Finalement, les algos sont partout dans chacune de nos recherches.
Ils leurs suffit de suivre une suite d'étapes dans un ordre précis, les additionner pour arriver au résultat attendu.
Comme un process, au fond.
Ça te rappelle rien ?
On rentre nos données, l'algo traite les données, il les additionne et le résultat s'affiche.
Ils travaillent tous ensemble sans sommeil ni vacances. Invisibles.
Le plus fou ?
Ils trient les résultats de nos recherches en fonction de nos préférences.
Pire, en fonction de ce qui est susceptible de nous captiver.
De sorte qu'à la fin, ton choix semblait être le tien.
Semblait ?!
Maintenant, quelle est ta part de responsabilité dans cette affaire, quand tu tapes ta requête ?
Tu donnes des mots-clés, des informations précieuses.
Tu donnes donc de la nourriture aux algos.
L'algol connait tes goûts, tes envies, tes comportements mieux que toi.
Comme un génie du marketing, il bosse sur son avatar : moi, toi, nous.
Et toi ?
Tu deviens aussi un algo.
Tu fais tes recherches, tu capotes, tu répètes le même process en mode automatique.
Tu suis les recommandations des résultats générés.
Alors on arrive à cette question : qui est le prédateur, qui est la proie ?
Là où tu mets du temps pour prendre une décision, lui, l'algo, il le sait déjà.
Là où tu hésites encore, lui, il le sait déjà.
Il a moins d'interrogations, l'algo.
Il a aucune émotion, aucun état d'âme.
Juste un algo qui t'endort avec son mode monsieur "oui/oui", pas contrarien.
À bien y regarder, il est l'ordre absolu, la maîtrise, le contrôle.
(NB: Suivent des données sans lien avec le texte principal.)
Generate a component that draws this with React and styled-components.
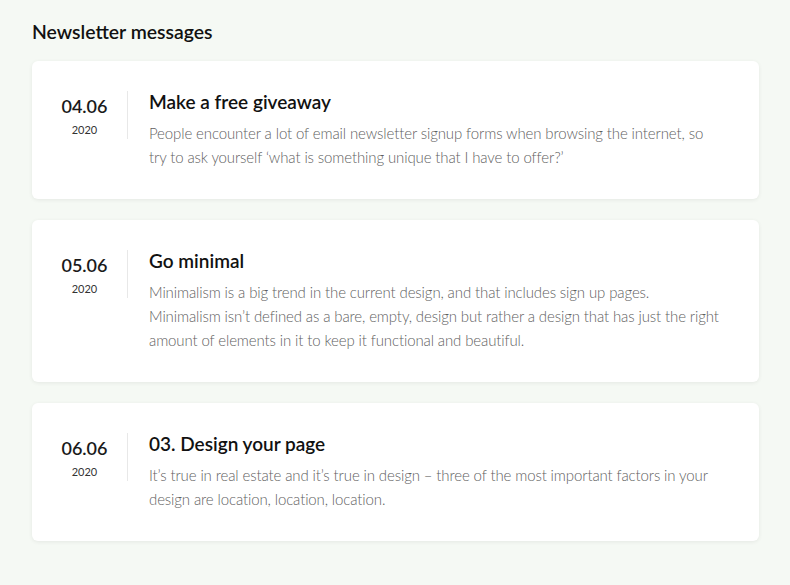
import React from "react";
import styled, { createGlobalStyle } from "styled-components";

const Global = createGlobalStyle`
  html, body { margin: 0; padding: 0; background: #f5f9f4; }
  body { font-family: "Lato", "Noto Sans", sans-serif; }
  * { box-sizing: border-box; }
`;

const Page = styled.div`
  padding: 20px 31px 40px 32px;
  display: flex;
  flex-direction: column;
`;

const Title = styled.h1`
  margin: 0 0 17px;
  font-size: 19.4px;
  line-height: 24px;
  font-weight: 600;
  color: #111;
`;

const List = styled.div`
  display: flex;
  flex-direction: column;
  gap: 21px;
`;

const Card = styled.div`
  background: #fff;
  border-radius: 6px;
  box-shadow: 0 1px 4px rgba(0, 0, 0, 0.07);
  padding: 30px 40px 30px 0;
  display: flex;
  align-items: flex-start;
`;

const DateCol = styled.div`
  width: 96px;
  flex: none;
  border-right: 1px solid #e8e8e8;
  display: flex;
  flex-direction: column;
  align-items: center;
  padding: 4px 0 0 10px;
  height: 48px;
`;

const Day = styled.div`
  font-size: 18px;
  line-height: 22px;
  font-weight: 600;
  color: #1a1a1a;
`;

const Year = styled.div`
  font-size: 11px;
  line-height: 14px;
  margin-top: 6px;
  color: #333;
`;

const Body = styled.div`
  padding-left: 21px;
  display: flex;
  flex-direction: column;
`;

const Heading = styled.h2`
  margin: 0 0 8px;
  font-size: 19px;
  line-height: 22px;
  font-weight: 600;
  color: #111;
`;

const Text = styled.p`
  margin: 0;
  font-size: 15px;
  letter-spacing: -0.12px;
  line-height: 24px;
  font-weight: 300;
  color: #5f5f5f;
`;

const items = [
  {
    day: "04.06",
    year: "2020",
    title: "Make a free giveaway",
    text: "People encounter a lot of email newsletter signup forms when browsing the internet, so try to ask yourself \u2018what is something unique that I have to offer?\u2019",
  },
  {
    day: "05.06",
    year: "2020",
    title: "Go minimal",
    text: "Minimalism is a big trend in the current design, and that includes sign up pages. Minimalism isn\u2019t defined as a bare, empty, design but rather a design that has just the right amount of elements in it to keep it functional and beautiful.",
  },
  {
    day: "06.06",
    year: "2020",
    title: "03. Design your page",
    text: "It\u2019s true in real estate and it\u2019s true in design \u2013 three of the most important factors in your design are location, location, location.",
  },
];

export default function App() {
  return (
    <Page>
      <Global />
      <Title>Newsletter messages</Title>
      <List>
        {items.map((it) => (
          <Card key={it.day}>
            <DateCol>
              <Day>{it.day}</Day>
              <Year>{it.year}</Year>
            </DateCol>
            <Body>
              <Heading>{it.title}</Heading>
              <Text>{it.text}</Text>
            </Body>
          </Card>
        ))}
      </List>
    </Page>
  );
}
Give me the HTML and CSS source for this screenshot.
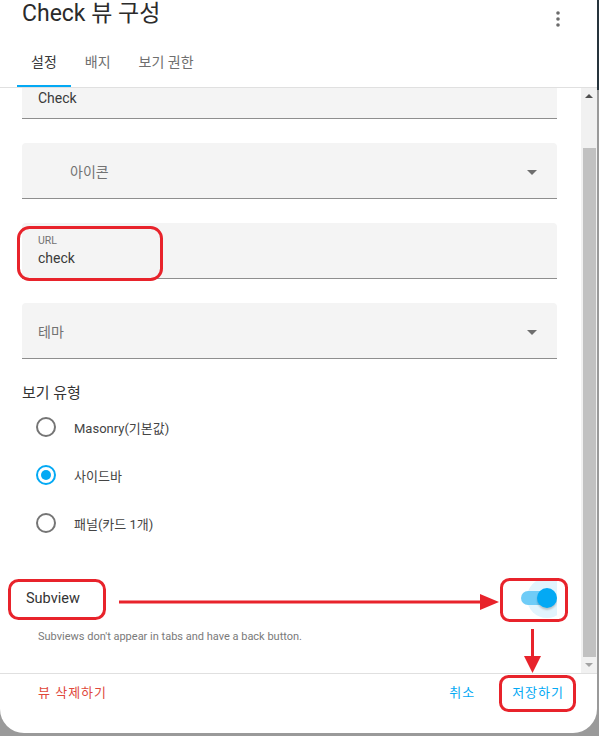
FILE: index.html
```html
<!DOCTYPE html>
<html>
	<head>
		<meta charset="utf-8">
		<title>Check 뷰 구성</title>
		<link rel="stylesheet" href="styles.css">
	</head>
	<body>
		<div class="dialog">
			<div class="head">
				<div class="title-row">
					<h2 class="title">Check 뷰 구성</h2>
					<svg class="menu" width="6" height="18" viewBox="0 0 6 18">
						<circle cx="3" cy="3" r="1.8" />
						<circle cx="3" cy="9" r="1.8" />
						<circle cx="3" cy="15" r="1.8" />
					</svg>
				</div>
				<div class="tabs">
					<div class="tab active">설정</div>
					<div class="tab">배지</div>
					<div class="tab">보기 권한</div>
				</div>
			</div>

			<div class="body">
				<div class="scroll">
					<div class="inner">
						<div class="field labeled first">
							<span class="label"></span>
							<span class="value">Check</span>
						</div>
						<div class="field select with-icon">
							<span class="placeholder">아이콘</span>
							<span class="arrow"></span>
						</div>
						<div class="field labeled">
							<span class="label">URL</span>
							<span class="value">check</span>
						</div>
						<div class="field select">
							<span class="placeholder">테마</span>
							<span class="arrow"></span>
						</div>

						<div class="group-title">보기 유형</div>
						<div class="radios">
							<div class="radio"><span class="ring"></span>Masonry(기본값)</div>
							<div class="radio on"><span class="ring"></span>사이드바</div>
							<div class="radio"><span class="ring"></span>패널(카드 1개)</div>
						</div>

						<div class="sub-row">
							<span class="sub-label">Subview</span>
							<span class="switch"><span class="halo"></span><span class="track"></span><span class="thumb"></span></span>
						</div>
						<div class="helper">Subviews don't appear in tabs and have a back button.</div>
					</div>
				</div>
				<div class="scrollbar">
					<span class="sb-up"></span>
					<div class="sb-track"><div class="sb-thumb"></div></div>
					<span class="sb-down"></span>
				</div>
			</div>

			<div class="foot">
				<a class="btn danger">뷰 삭제하기</a>
				<span class="spacer"></span>
				<a class="btn">취소</a>
				<a class="btn save">저장하기</a>
			</div>

			<!-- red annotation marks -->
			<svg class="marks" width="597" height="733" viewBox="0 0 597 733">
				<g fill="none" stroke="#e8232b" stroke-width="3">
					<rect x="18.5" y="227.5" width="143" height="52" rx="11" />
					<rect x="9.5" y="580.5" width="95" height="38" rx="9" />
					<rect x="501.5" y="579.5" width="65" height="41" rx="8" />
					<rect x="500.5" y="676.5" width="74" height="34" rx="8" />
					<line x1="119" y1="602" x2="484" y2="602" />
					<line x1="532.5" y1="629" x2="532.5" y2="660" />
				</g>
				<g fill="#e8232b">
					<polygon points="480,594 499,602 480,610" />
					<polygon points="524,656 541,656 532.5,673" />
				</g>
			</svg>
		</div>
	</body>
</html>
```

FILE: styles.css
```css
* {margin:0; padding:0; box-sizing:border-box;}

body {background:linear-gradient(to bottom, #26343c 0, #26343c 90px, #9a9a9a 90px); font-family:Roboto, "Noto Sans CJK KR", sans-serif; height:736px; overflow:hidden;}

.dialog {width:597px; height:733px; background:#fff; border-radius:0 0 24px 24px; display:flex; flex-direction:column; position:relative; overflow:hidden;}

/* header */
.head {height:88px; border-bottom:1px solid #e0e0e0; flex:none;}
.title-row {height:40px; display:flex; padding:0 36px 0 22px;}
.title {font-size:23px; font-weight:400; line-height:28px; color:#2b2b2b; flex:1;}
.menu {fill:#6b6b6b; margin-top:10px;}
.tabs {display:flex; height:47px; padding-left:17px;}
.tab {padding:0 14px; font-size:14px; line-height:45px; color:#6f6f6f; border-bottom:2px solid transparent;}
.tab.active {color:#383838; border-bottom-color:#03a9f4;}

/* body */
.body {flex:1; display:flex; min-height:0;}
.scroll {flex:1; overflow:hidden; padding:0 24px 0 22px;}
.inner {overflow:hidden; margin-top:-25px; padding-bottom:30px;}

.field {height:56px; background:#f4f4f4; border-bottom:1px solid #8e8e8e; border-radius:4px 4px 0 0; margin-bottom:24px; padding:0 16px; display:flex; position:relative;}
.field.labeled {flex-direction:column; padding-top:12px;}
.field .label {font-size:10.5px; line-height:12px; height:12px; color:#727272;}
.field .value {font-size:14px; line-height:22px; color:#3a3a3a;}
.field.select {align-items:center; justify-content:space-between; padding-right:20px;}
.field.with-icon {padding-left:48px;}
.placeholder {font-size:14px; color:#727272;}
.arrow {width:0; height:0; border-left:5px solid transparent; border-right:5px solid transparent; border-top:5px solid #6e6e6e; margin-top:3px;}

.group-title {font-size:15px; line-height:20px; color:#333;}
.radios {padding-left:14px; margin-bottom:31px;}
.radio {height:48px; display:flex; align-items:center; font-size:13px; color:#444;}
.ring {width:20px; height:20px; border:2px solid #757575; border-radius:50%; margin-right:18px; display:flex; align-items:center; justify-content:center;}
.radio.on .ring {border-color:#03a9f4;}
.radio.on .ring:after {content:""; width:10px; height:10px; border-radius:50%; background:#03a9f4;}

.sub-row {height:40px; display:flex; align-items:center; justify-content:space-between; padding-left:4px;}
.sub-label {font-size:14.5px; color:#333;}
.switch {width:36px; height:20px; position:relative; display:flex; align-items:center;}
.track {width:33px; height:14px; border-radius:7px; background:#6fccf7; position:relative;}
.halo {position:absolute; width:40px; height:40px; border-radius:50%; background:#e1f4fd; right:-10px; top:-10px;}
.thumb {position:absolute; width:20px; height:20px; border-radius:50%; background:#03a9f4; right:0; top:0; box-shadow:0 2px 2px rgba(0,0,0,0.2);}
.helper {font-size:11px; line-height:16px; color:#7a7a7a; padding:11px 0 0 16px;}

/* fake scrollbar */
.scrollbar {width:16px; background:#f1f1f1; display:flex; flex-direction:column; align-items:center; flex:none;}
.sb-up, .sb-down {height:16px; width:16px; display:flex; align-items:center; justify-content:center;}
.sb-up:after {content:""; border-left:4px solid transparent; border-right:4px solid transparent; border-bottom:4px solid #505050;}
.sb-down:after {content:""; border-left:4px solid transparent; border-right:4px solid transparent; border-top:4px solid #a3a3a3;}
.sb-track {flex:1; width:16px; padding:44px 1px 0 2px;}
.sb-thumb {height:100%; background:#c1c1c1;}

/* footer */
.foot {height:60px; border-top:1px solid #e0e0e0; display:flex; align-items:flex-start; padding:1px 25px 0 30px; flex:none;}
.btn {height:36px; padding:0 8px; font-size:13px; letter-spacing:1px; line-height:36px; color:#03a9f4;}
.btn.danger {color:#e0483b;}
.btn.save {margin-left:21px;}
.spacer {flex:1;}

.marks {position:absolute; left:0; top:0; pointer-events:none;}
```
Alors je te repose la question : qui est le prédateur, qui est la proie ?
À quel moment la mouche perd-elle le contrôle ?
Et au fond, est-on encore maître de nos décisions ?
L'algo recherche l'efficacité quand toi, tu recherche le sens.
Lui, il veut prévoir l'avenir quand toi, tu veux rêver.
Lui, il veut être exact, précis quand toi, tu veux être surprise du résultat, d'une anomalie de ton hypothèse.
Nous, les solopreneuses, défions l'imprévisible, le chaos dans nos pensées, les fautes d'orthographe glissées dans cette newsletter, les bafouillages dans mon dernier podcast.
Et Madame la mouche, dans tout ça ?
En fait, la mouche ne perd jamais le contrôle, parce qu’elle ne l’a jamais eu.
Une piqûre de rappel pour te préciser que la perfection n'existe pas.
Les êtres humains sont imprévisibles.
Nous sommes libres.
Encore faut-il le rester.
C'est la raison pour laquelle je pars me sevrer 30 jours, une quête de silence, loin de l'algo, à partir du 7 juillet. Pour être libre de créer, de laisser mon algo personnel – c'est-à-dire mon cerveau faire des associations d'idées – trier et devenir prédateur de mes recherches, mes additions de pensées et mes résultats.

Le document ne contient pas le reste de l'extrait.